Pfizer praises rhythm method as it loses Viagra patent protection

By on June 5, 2013

The pharmaceutical company faces stiff competition from rivals when it loses patent protection on the drug later this month.

Hard times ahead for drugs company Pfizer, which will lose its patent protection on erectile dysfunction pill Viagra this month – prompting dozens of its rivals to draw up plans for their own cut-price versions.

Apparently use of Viagra is on the up, with 2.3 million men in the UK prescribed the little blue pill last year, up from 1.8m five years ago.

At the moment, a single pill costs £10 – meaning men who are prescribed it on the NHS are limited to just one pill a week. Once the competition is introduced, the price will drop to just 85p, which will ‘torpedo’ the black market – or so Wallace Dinsmore, one of the drug’s creators, told The Times.

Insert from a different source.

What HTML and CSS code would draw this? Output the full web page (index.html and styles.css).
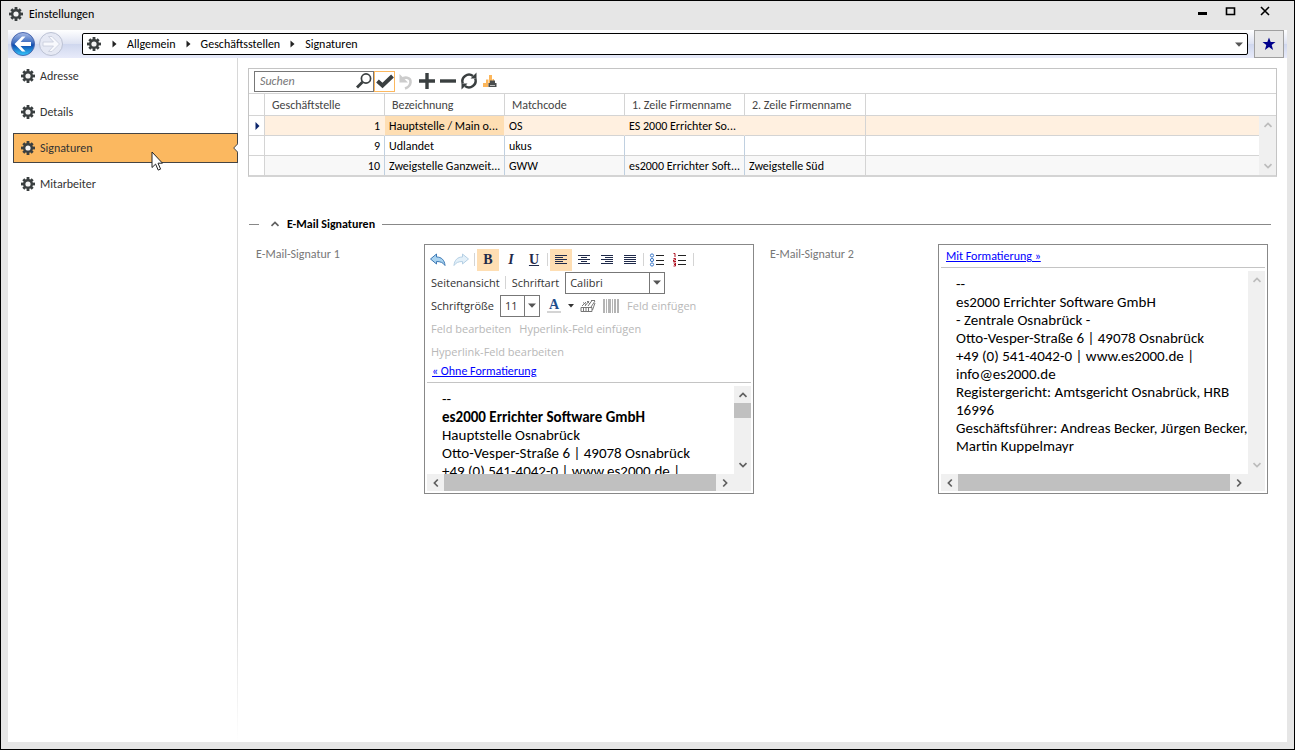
FILE: index.html
```html
<!DOCTYPE html>
<html lang="de">
<head>
    <meta charset="UTF-8">
    <meta name="viewport" content="width=device-width, initial-scale=1.0">
    <title>Einstellungen</title>
    <link rel="stylesheet" href="styles.css">
</head>
<body>
    <!-- Symbole -->
    <svg class="sprite" aria-hidden="true">
        <symbol id="gear" viewBox="0 0 16 16">
            <g fill="#3a3f40">
                <rect x="6.6" y="1" width="2.8" height="14"/>
                <rect x="6.6" y="1.4" width="2.8" height="13.2" transform="rotate(45 8 8)"/>
                <rect x="6.6" y="1" width="2.8" height="14" transform="rotate(90 8 8)"/>
                <rect x="6.6" y="1.4" width="2.8" height="13.2" transform="rotate(135 8 8)"/>
                <circle cx="8" cy="8" r="5"/>
            </g>
            <circle cx="8" cy="8" r="2.6" fill="#f4f4f4"/>
        </symbol>
        <symbol id="crumb" viewBox="0 0 5 8"><path d="M0.5 0.5 4.5 4 0.5 7.5z" fill="#222"/></symbol>
        <symbol id="down" viewBox="0 0 8 5"><path d="M0 0.5h8L4 4.8z" fill="#555"/></symbol>
        <symbol id="chevron" viewBox="0 0 10 8"><path d="M1.5 5.8 5 2.4 8.5 5.800" fill="none" stroke="currentColor" stroke-width="1.7"/></symbol>
    </svg>

    <div class="window">
        <header class="titlebar">
            <svg class="gear"><use href="#gear"/></svg>
            <h1>Einstellungen</h1>
            <div class="window-buttons">
                <button aria-label="Minimieren"><svg width="12" height="12"><path d="M1 8.5h9" stroke="#000" stroke-width="3"/></svg></button>
                <button aria-label="Maximieren"><svg width="12" height="12"><path d="M1.500 3h8v6.5h-8z" fill="none" stroke="#000" stroke-width="1.6"/></svg></button>
                <button aria-label="Schließen"><svg width="12" height="12"><path d="M2 2l8 8M10 2l-8 8" stroke="#000" stroke-width="1.6"/></svg></button>
            </div>
        </header>

        <nav class="navbar" aria-label="Navigation">
            <button class="round" aria-label="Zurück">
                <svg width="26" height="26" viewBox="0 0 26 26">
                    <defs>
                        <linearGradient id="blue" x1="0" y1="0" x2="0" y2="1">
                            <stop offset="0" stop-color="#a9bbe6"/>
                            <stop offset="0.45" stop-color="#3c6cc0"/>
                            <stop offset="0.55" stop-color="#0f4cae"/>
                            <stop offset="1" stop-color="#35ccff"/>
                        </linearGradient>
                    </defs>
                    <circle cx="13" cy="13" r="11.5" fill="url(#blue)" stroke="#4a68b0"/>
                    <path d="M4.500 13l7.500-7.500h3.500l-5 5.500H21v4H10.500l5 5.500H12z" fill="#fff"/>
                </svg>
            </button>
            <button class="round" aria-label="Vor" disabled>
                <svg width="26" height="26" viewBox="0 0 26 26">
                    <circle cx="13" cy="13" r="11.5" fill="#e6e9f4" stroke="#bcc2d4"/>
                    <path d="M21.500 13l-7.500-7.500h-3.500l5 5.500H5v4h10.500l-5 5.500H14z" fill="#f8f9fd" stroke="#c6cbda" stroke-width="0.8"/>
                </svg>
            </button>
            <div class="address">
                <svg class="gear"><use href="#gear"/></svg>
                <svg class="crumb"><use href="#crumb"/></svg>
                <a href="#">Allgemein</a>
                <svg class="crumb"><use href="#crumb"/></svg>
                <a href="#">Geschäftsstellen</a>
                <svg class="crumb"><use href="#crumb"/></svg>
                <a href="#">Signaturen</a>
                <button class="address-drop" aria-label="Verlauf"><svg class="down"><use href="#down"/></svg></button>
            </div>
            <button class="favorite" aria-label="Favorit">
                <svg width="14" height="14" viewBox="0 0 14 14"><path d="M7 0.5l1.700 4.500h4.800L9.700 8l1.400 5L7 10l-4.100 3 1.400-5L0.500 5h4.800z" fill="#00008b"/></svg>
            </button>
        </nav>

        <div class="content">
            <aside class="sidebar">
                <a href="#"><svg class="gear"><use href="#gear"/></svg>Adresse</a>
                <a href="#"><svg class="gear"><use href="#gear"/></svg>Details</a>
                <a href="#" class="active"><svg class="gear"><use href="#gear"/></svg>Signaturen
                    <svg class="notch" viewBox="0 0 5 10"><path d="M5 0.5 0.7 5 5 9.5" fill="#fff" stroke="#444"/></svg>
                    <svg class="cursor" viewBox="0 0 12 20"><path d="M1 1v15.500l3.600-3.400 2.600 6 2.400-1-2.600-5.900h4.500z" fill="#fff" stroke="#222"/></svg>
                </a>
                <a href="#"><svg class="gear"><use href="#gear"/></svg>Mitarbeiter</a>
            </aside>

            <main class="main">
                <section class="grid">
                    <div class="grid-tools">
                        <div class="search">
                            <input type="text" placeholder="Suchen" aria-label="Suchen">
                            <svg width="18" height="18" viewBox="0 0 18 18"><circle cx="11" cy="6.500" r="4.600" fill="none" stroke="#3a3f40" stroke-width="1.7"/><path d="M7.500 10 2 15.500" stroke="#3a3f40" stroke-width="2.8"/></svg>
                        </div>
                        <button class="checked" aria-label="Übernehmen"><svg width="18" height="18" viewBox="0 0 18 18"><path d="M1.500 9l5 4.500L16.500 4" fill="none" stroke="#3a3f40" stroke-width="4"/></svg></button>
                        <button aria-label="Rückgängig" disabled><svg width="18" height="18" viewBox="0 0 18 18"><path d="M4 8.500C7 4 14 5 13.500 10.500 13.200 13.500 11 15.500 8 16.500" fill="none" stroke="#ccc" stroke-width="2.6"/><path d="M2.500 2v8.500H11z" fill="#ccc"/></svg></button>
                        <button aria-label="Neu"><svg width="18" height="18" viewBox="0 0 18 18"><path d="M9 1v16M1 9h16" stroke="#3a3f40" stroke-width="3.4"/></svg></button>
                        <button aria-label="Löschen"><svg width="18" height="18" viewBox="0 0 18 18"><path d="M1 9h16" stroke="#3a3f40" stroke-width="3.400"/></svg></button>
                        <button aria-label="Aktualisieren"><svg width="18" height="18" viewBox="0 0 18 18"><path d="M2.800 11.500A6.600 6.600 0 0 1 13 4M15.200 6.500A6.600 6.600 0 0 1 5 14" fill="none" stroke="#3a3f40" stroke-width="2.4"/><path d="M10.500 6.500h6V0.500zM7.500 11.500h-6v6z" fill="#3a3f40"/></svg></button>
                        <button aria-label="Bericht drucken"><svg width="18" height="18" viewBox="0 0 18 18"><path d="M2 11h3v4H2zM5 7.500h2.500V15H5zM8 3h3v10H8zM11.500 7H13v3h-1.500z" fill="#fcb65b"/><path d="M9 8.500h5V11h1.500v4H7.500v-4H9z" fill="#4a4d4e"/><path d="M9 13.500h5" stroke="#bbb"/></svg></button>
                    </div>
                    <div class="grid-body">
                        <table>
                            <colgroup>
                                <col class="col-mark"><col class="col"><col class="col"><col class="col"><col class="col"><col class="col-wide"><col>
                            </colgroup>
                            <thead>
                                <tr>
                                    <th></th>
                                    <th scope="col">Geschäftstelle</th>
                                    <th scope="col">Bezeichnung</th>
                                    <th scope="col">Matchcode</th>
                                    <th scope="col">1. Zeile Firmenname</th>
                                    <th scope="col">2. Zeile Firmenname</th>
                                    <th></th>
                                </tr>
                            </thead>
                            <tbody>
                                <tr class="selected">
                                    <td class="mark"><svg viewBox="0 0 5 8"><path d="M0.5 0 4.500 4 0.5 8z" fill="#0a246a"/></svg></td>
                                    <td class="number">1</td>
                                    <td class="focus">Hauptstelle / Main o...</td>
                                    <td>OS</td>
                                    <td>ES 2000 Errichter So...</td>
                                    <td class="end"></td>
                                    <td></td>
                                </tr>
                                <tr>
                                    <td class="mark"></td>
                                    <td class="number">9</td>
                                    <td>Udlandet</td>
                                    <td>ukus</td>
                                    <td></td>
                                    <td class="end"></td>
                                    <td></td>
                                </tr>
                                <tr>
                                    <td class="mark"></td>
                                    <td class="number">10</td>
                                    <td>Zweigstelle Ganzweit...</td>
                                    <td>GWW</td>
                                    <td>es2000 Errichter Soft...</td>
                                    <td class="end">Zweigstelle Süd</td>
                                    <td></td>
                                </tr>
                            </tbody>
                        </table>
                        <div class="grid-scroll scroll-y off">
                            <svg class="chev"><use href="#chevron"/></svg>
                            <svg class="chev flip"><use href="#chevron"/></svg>
                        </div>
                    </div>
                </section>

                <section class="signatures">
                    <h2><svg class="chev"><use href="#chevron"/></svg>E-Mail Signaturen</h2>
                    <div class="fields">
                        <label id="label1">E-Mail-Signatur 1</label>
                        <div class="editor">
                            <div class="tools">
                                <div class="tool-row">
                                    <button aria-label="Rückgängig"><svg width="18" height="16" viewBox="0 0 18 16"><path d="M1.500 7 7.500 2v3c5 0 8 3 8.500 8.500C14 10.500 11.500 9.500 7.500 9.500V12z" fill="#a9d3f0" stroke="#3c78b4"/></svg></button>
                                    <button aria-label="Wiederholen" disabled><svg width="18" height="16" viewBox="0 0 18 16"><path d="M16.500 7l-6-5v3c-5 0-8 3-8.500 8.500C4 10.500 6.500 9.500 10.500 9.500V12z" fill="#e3f0f9" stroke="#b4cfe4"/></svg></button>
                                    <i class="sep"></i>
                                    <button class="on letter"><b>B</b></button>
                                    <button class="letter"><em>I</em></button>
                                    <button class="letter"><u>U</u></button>
                                    <i class="sep"></i>
                                    <button class="on" aria-label="Linksbündig"><svg width="12" height="12"><path d="M0 1.500h12M0 3.500h8M0 5.500h12M0 7.500h8M0 9.500h12" stroke="#1f2a4a"/></svg></button>
                                    <button aria-label="Zentriert"><svg width="12" height="12"><path d="M0 1.500h12M3 3.500h6M0 5.500h12M3 7.500h6M0 9.500h12" stroke="#1f2a4a"/></svg></button>
                                    <button aria-label="Rechtsbündig"><svg width="12" height="12"><path d="M0 1.500h12M4 3.500h8M0 5.500h12M4 7.500h8M0 9.500h12" stroke="#1f2a4a"/></svg></button>
                                    <button aria-label="Blocksatz"><svg width="12" height="12"><path d="M0 1.500h12M0 3.500h12M0 5.500h12M0 7.500h12M0 9.500h12" stroke="#1f2a4a"/></svg></button>
                                    <i class="sep"></i>
                                    <button aria-label="Aufzählung"><svg width="16" height="14" viewBox="0 0 16 14"><g fill="#fff" stroke="#3c78c8"><circle cx="3" cy="2.500" r="1.600"/><circle cx="3" cy="7" r="1.600"/><circle cx="3" cy="11.500" r="1.600"/></g><path d="M7 2.500h8M7 7.500h8M7 11.500h8" stroke="#222"/></svg></button>
                                    <button aria-label="Nummerierung"><svg width="16" height="14" viewBox="0 0 16 14"><path d="M1.500 0.500H3v3.500M1.500 5.500h2v1.500h-2v1.500h2.500M1.500 10h2v3h-2M2 11.500h1.500" fill="none" stroke="#b01020"/><path d="M6 2.500h8M6 7.500h8M6 11.500h8" stroke="#222"/></svg></button>
                                    <i class="sep"></i>
                                </div>
                                <div class="tool-row">
                                    <button class="word">Seitenansicht</button>
                                    <i class="sep"></i>
                                    <label class="word" for="font">Schriftart</label>
                                    <span class="combo combo-font"><select id="font"><option>Calibri</option></select><span class="combo-arrow"><svg class="down"><use href="#down"/></svg></span></span>
                                </div>
                                <div class="tool-row">
                                    <label class="word" for="size">Schriftgröße</label>
                                    <span class="combo combo-size"><select id="size"><option>11</option></select><span class="combo-arrow"><svg class="down"><use href="#down"/></svg></span></span>
                                    <button class="letter color"><span>A</span></button>
                                    <button class="tiny" aria-label="Farbe wählen"><svg width="6" height="4"><path d="M0 0h6L3 3.500z" fill="#333"/></svg></button>
                                    <button aria-label="Bild einfügen" disabled><svg width="16" height="14" viewBox="0 0 16 14"><g fill="none" stroke="#777"><path d="M1 8.500h11v4H1zM3.500 8.500v4M6 8.500v4M8.500 8.500v4M2 7l4-4M5 7l4-5M8 7l4-5.500M11 8l4-6M3 3.500l3 2M7 2l3 3M11 1.500h4M12.500 11l2.500-7"/></g></svg></button>
                                    <button aria-label="Barcode einfügen" disabled><svg width="16" height="14"><path d="M0 7h2M3 7h1M5 7h3M9 7h1M11 7h2M14 7h2" stroke="#b4b4b4" stroke-width="14"/></svg></button>
                                    <button class="word" disabled>Feld einfügen</button>
                                </div>
                                <div class="tool-row">
                                    <button class="word" disabled>Feld bearbeiten</button>
                                    <button class="word" disabled>Hyperlink-Feld einfügen</button>
                                </div>
                                <div class="tool-row">
                                    <button class="word" disabled>Hyperlink-Feld bearbeiten</button>
                                </div>
                            </div>
                            <div class="switch"><a href="#">« Ohne Formatierung</a></div>
                            <div class="view">
                                <div class="text" contenteditable="true" role="textbox" aria-multiline="true" aria-labelledby="label1">
                                    <p>--</p>
                                    <p><b>es2000 Errichter Software GmbH</b></p>
                                    <p>Hauptstelle Osnabrück</p>
                                    <p>Otto-Vesper-Straße 6 | 49078 Osnabrück</p>
                                    <p>+49 (0) 541-4042-0 | www.es2000.de |</p>
                                </div>
                                <div class="scroll-y">
                                    <svg class="chev"><use href="#chevron"/></svg>
                                    <span class="thumb"></span>
                                    <svg class="chev flip"><use href="#chevron"/></svg>
                                </div>
                                <div class="scroll-x">
                                    <svg class="chev left"><use href="#chevron"/></svg>
                                    <span class="thumb"></span>
                                    <svg class="chev right"><use href="#chevron"/></svg>
                                </div>
                            </div>
                        </div>

                        <label for="signature2">E-Mail-Signatur 2</label>
                        <div class="editor">
                            <div class="switch"><a href="#">Mit Formatierung »</a></div>
                            <div class="view">
                                <textarea class="text" id="signature2" spellcheck="false">--
es2000 Errichter Software GmbH
- Zentrale Osnabrück -
Otto-Vesper-Straße 6 | 49078 Osnabrück
+49 (0) 541-4042-0 | www.es2000.de | info@es2000.de
Registergericht: Amtsgericht Osnabrück, HRB 16996
Geschäftsführer: Andreas Becker, Jürgen Becker, Martin Kuppelmayr</textarea>
                                <div class="scroll-y off">
                                    <svg class="chev"><use href="#chevron"/></svg>
                                    <svg class="chev flip"><use href="#chevron"/></svg>
                                </div>
                                <div class="scroll-x">
                                    <svg class="chev left"><use href="#chevron"/></svg>
                                    <span class="thumb"></span>
                                    <svg class="chev right"><use href="#chevron"/></svg>
                                </div>
                            </div>
                        </div>
                    </div>
                </section>
            </main>
        </div>
    </div>
</body>
</html>
```
FILE: styles.css
```css
* {
    margin: 0;
    padding: 0;
    box-sizing: border-box;
}

body {
    font-family: Carlito, Lato, sans-serif;
    font-size: 12px;
    line-height: 16px;
    color: #000;
}

button,
input,
select,
textarea {
    font: inherit;
    color: inherit;
    background: none;
    border: none;
    outline: none;
}

a {
    color: inherit;
    text-decoration: none;
}

svg {
    display: block;
    flex: none;
}

.sprite {
    position: absolute;
    width: 0;
    height: 0;
}

.gear {
    width: 16px;
    height: 16px;
}

.crumb {
    width: 5px;
    height: 8px;
}

.down {
    width: 8px;
    height: 5px;
}

.chev {
    width: 10px;
    height: 8px;
    color: #606060;
}

.flip {
    transform: rotate(180deg);
}

.left {
    transform: rotate(-90deg);
}

.right {
    transform: rotate(90deg);
}

/* Fenster */
.window {
    display: flex;
    flex-direction: column;
    min-height: 100vh;
    padding: 0 7px 7px;
    border: 1px solid #000;
    background: #e6e6e6;
}

.titlebar {
    display: flex;
    align-items: center;
    height: 29px;
    padding-bottom: 4px;
}

.titlebar h1 {
    flex: 1;
    margin-left: 5px;
    font-size: 12px;
    font-weight: normal;
}

.window-buttons {
    display: flex;
    gap: 16px;
    padding: 0 16px 5px 0;
}

.window-buttons button:last-child {
    margin-left: 6px;
}

.navbar {
    display: flex;
    align-items: center;
    height: 28px;
    padding: 0 3px 0 2px;
    background: linear-gradient(#fff, #dde2f2 50%, #cfd7ee 50%, #e8ebfa);
}

.round + .round {
    margin-left: 2px;
}

.address {
    display: flex;
    flex: 1;
    align-items: center;
    height: 22px;
    margin: 0 6px 0 18px;
    padding-left: 3px;
    background: #fff;
    border: 1px solid #000;
    border-radius: 2px;
}

.address .crumb {
    margin: 0 10px;
}

.address-drop {
    margin-left: auto;
    padding: 4px;
}

.favorite {
    display: flex;
    align-items: center;
    justify-content: center;
    width: 30px;
    height: 28px;
    background: #e6e6e6;
    border: 1px solid #a0a0a0;
}

.content {
    display: flex;
    flex: 1;
    background: #fff;
}

/* Seitenleiste */
.sidebar {
    display: flex;
    flex-direction: column;
    gap: 6px;
    width: 230px;
    padding: 3px 0 0 5px;
    background: linear-gradient(#d8d8d8 80%, #fff) right / 1px 100% no-repeat;
}

.sidebar a {
    display: flex;
    align-items: center;
    gap: 4px;
    height: 30px;
    padding-left: 6px;
    border: 1px solid transparent;
    color: #333;
}

.sidebar .active {
    position: relative;
    background: #fbb860;
    border-color: #444;
}

.notch {
    position: absolute;
    right: -1px;
    top: 9px;
    width: 5px;
    height: 10px;
}

.cursor {
    position: absolute;
    left: 137px;
    top: 17px;
    width: 12px;
    height: 20px;
}

.main {
    flex: 1;
    min-width: 0;
    padding: 10px;
}

/* Tabelle */
.grid {
    border: 1px solid #c4c4c4;
    border-bottom: 2px solid #d4d4d4;
}

.grid-tools {
    display: flex;
    align-items: center;
    height: 25px;
    padding-left: 5px;
    border-bottom: 1px solid #d4d4d4;
}

.grid-tools button {
    display: flex;
    align-items: center;
    justify-content: center;
    width: 21px;
    height: 21px;
    border: 1px solid transparent;
}

.grid-tools .checked {
    border-color: #fbb860;
}

.search {
    display: flex;
    align-items: center;
    width: 120px;
    height: 21px;
    border: 1px solid #777;
}

.search input {
    flex: 1;
    min-width: 0;
    padding-left: 5px;
}

.search input::placeholder {
    color: #777;
    font-style: italic;
}

.grid-body {
    position: relative;
}

table {
    width: 100%;
    table-layout: fixed;
    border-collapse: separate;
    border-spacing: 0;
}

.col-mark {
    width: 16px;
}

.col {
    width: 120px;
}

.col-wide {
    width: 121px;
}

th,
td {
    height: 20px;
    padding: 0 4px;
    text-align: left;
    white-space: nowrap;
    border-right: 1px solid #d4d4d4;
    border-bottom: 1px solid #d4d4d4;
}

td {
    border-right-color: #c0d0e0;
}

th {
    height: 22px;
    padding: 0 7px;
    font-weight: normal;
    color: #444;
}

th:last-child,
td:last-child {
    border-right: none;
}

tbody tr:last-child td {
    height: 19px;
    border-bottom: none;
}

tbody tr:nth-child(3) td {
    background: #f8f8f8;
}

tbody .selected td {
    background: #fff0e0;
    border-right-color: #fff0e0;
}

tbody .selected .focus {
    background: #fedeb3;
}

tbody tr .end,
tbody .selected .end {
    border-right-color: #d4d4d4;
}

tbody tr .mark,
tbody .selected .mark,
tbody tr:nth-child(3) .mark {
    background: #fff;
    border-right-color: #d4d4d4;
}

.mark svg {
    width: 5px;
    height: 8px;
    margin-left: 2px;
}

.number {
    text-align: right;
}

.grid-scroll {
    position: absolute;
    top: 22px;
    right: 0;
    bottom: 0;
}

/* Bildlaufleisten */
.scroll-y {
    display: flex;
    flex-direction: column;
    align-items: center;
    justify-content: space-between;
    width: 17px;
    padding: 5px 0;
    background: #f0f0f0;
}

.scroll-y .thumb {
    width: 17px;
    height: 15px;
    margin: 4px 0 auto;
    background: #c0c0c0;
}

.scroll-x {
    display: flex;
    align-items: center;
    grid-column: 1 / -1;
    height: 17px;
    padding: 0 21px 0 4px;
    background: #f0f0f0;
}

.scroll-x .thumb {
    flex: 1;
    align-self: stretch;
    margin: 0 4px 0 3px;
    background: #c0c0c0;
}

.off .chev {
    color: #bcbcbc;
}

/* Signaturen */
.signatures {
    margin-top: 39px;
    padding: 0 6px 0 1px;
}

h2 {
    display: flex;
    align-items: center;
    gap: 7px;
    font-size: 12px;
}

h2::before,
h2::after {
    content: "";
    width: 10px;
    height: 1px;
    background: #888;
}

h2::before {
    margin-right: 4px;
}

h2::after {
    flex: 1;
}

.fields {
    display: grid;
    grid-template-columns: 168px minmax(0, 1fr) 184px minmax(0, 1fr);
    margin: 12px 3px 0 7px;
}

.fields > label {
    padding-top: 2px;
    color: #777;
}

.fields > label:nth-of-type(2) {
    padding-left: 16px;
}

.editor {
    display: flex;
    flex-direction: column;
    height: 250px;
    padding: 3px 2px 2px;
    border: 1px solid #888;
}

.tools {
    font-family: "Open Sans", sans-serif;
    font-size: 11px;
    color: #333;
}

.tool-row {
    display: flex;
    align-items: center;
    gap: 1px;
    height: 23px;
    white-space: nowrap;
}

.tool-row button:not(.word) {
    display: flex;
    align-items: center;
    justify-content: center;
    width: 22px;
    height: 22px;
}

.tool-row .word {
    padding: 0 3px 0 4px;
}

.tool-row button:disabled {
    color: #b8b8b8;
}

.tool-row .on {
    background: #fedeb3;
}

.tool-row .letter {
    font-family: "Liberation Serif", serif;
    font-size: 14px;
    font-weight: bold;
    color: #1f2a4a;
}

.tool-row .color {
    line-height: 13px;
    color: #1f4e8c;
}

.color span {
    padding: 0 2px;
    border-bottom: 2px solid #d4d4d4;
}

.tool-row button.tiny:not(.word) {
    width: 10px;
}

.sep {
    width: 1px;
    height: 13px;
    margin: 0 1px;
    background: #d4d4d4;
}

.combo {
    display: flex;
    height: 22px;
    margin: 0 2px;
    border: 1px solid #777;
}

.combo-font {
    width: 100px;
}

.combo-size {
    width: 40px;
}

.combo select {
    flex: 1;
    min-width: 0;
    padding-left: 4px;
    appearance: none;
}

.combo-arrow {
    display: flex;
    align-items: center;
    justify-content: center;
    width: 15px;
    border-left: 1px solid #777;
}

.switch {
    padding: 0 5px 3px;
    border-bottom: 1px solid #c4c4c4;
}

.switch a {
    color: #00f;
    text-decoration: underline;
}

.view {
    display: grid;
    flex: 1;
    grid-template-columns: minmax(0, 1fr) 17px;
    grid-template-rows: minmax(0, 1fr) 17px;
    min-height: 0;
    margin-top: 3px;
}

.text {
    padding: 4px 0 0 15px;
    overflow: hidden;
    font-size: 15px;
    line-height: 18px;
    resize: none;
}
```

‘If you can buy it for a pound or two a pill, why would you go to some dodgy internet site?’ he asked. Why indeed? But while our spam boxes may all be a little lighter for it, exclusivity on the drug will be a sore loss to Pfizer – Viagra was its sixth best-selling drug last year, netting it £1.35bn, up 4% on 2011.

That said, it’s bravely soldiering on. It will continue to sell its own version, Sildenafil Pfizer, in an attempt to cling to a share of the market. As Jonathan Emms, Pfizer’s UK managing director put it: ‘this is the rhythm of our business and we accept it,’ he said. Er, quite.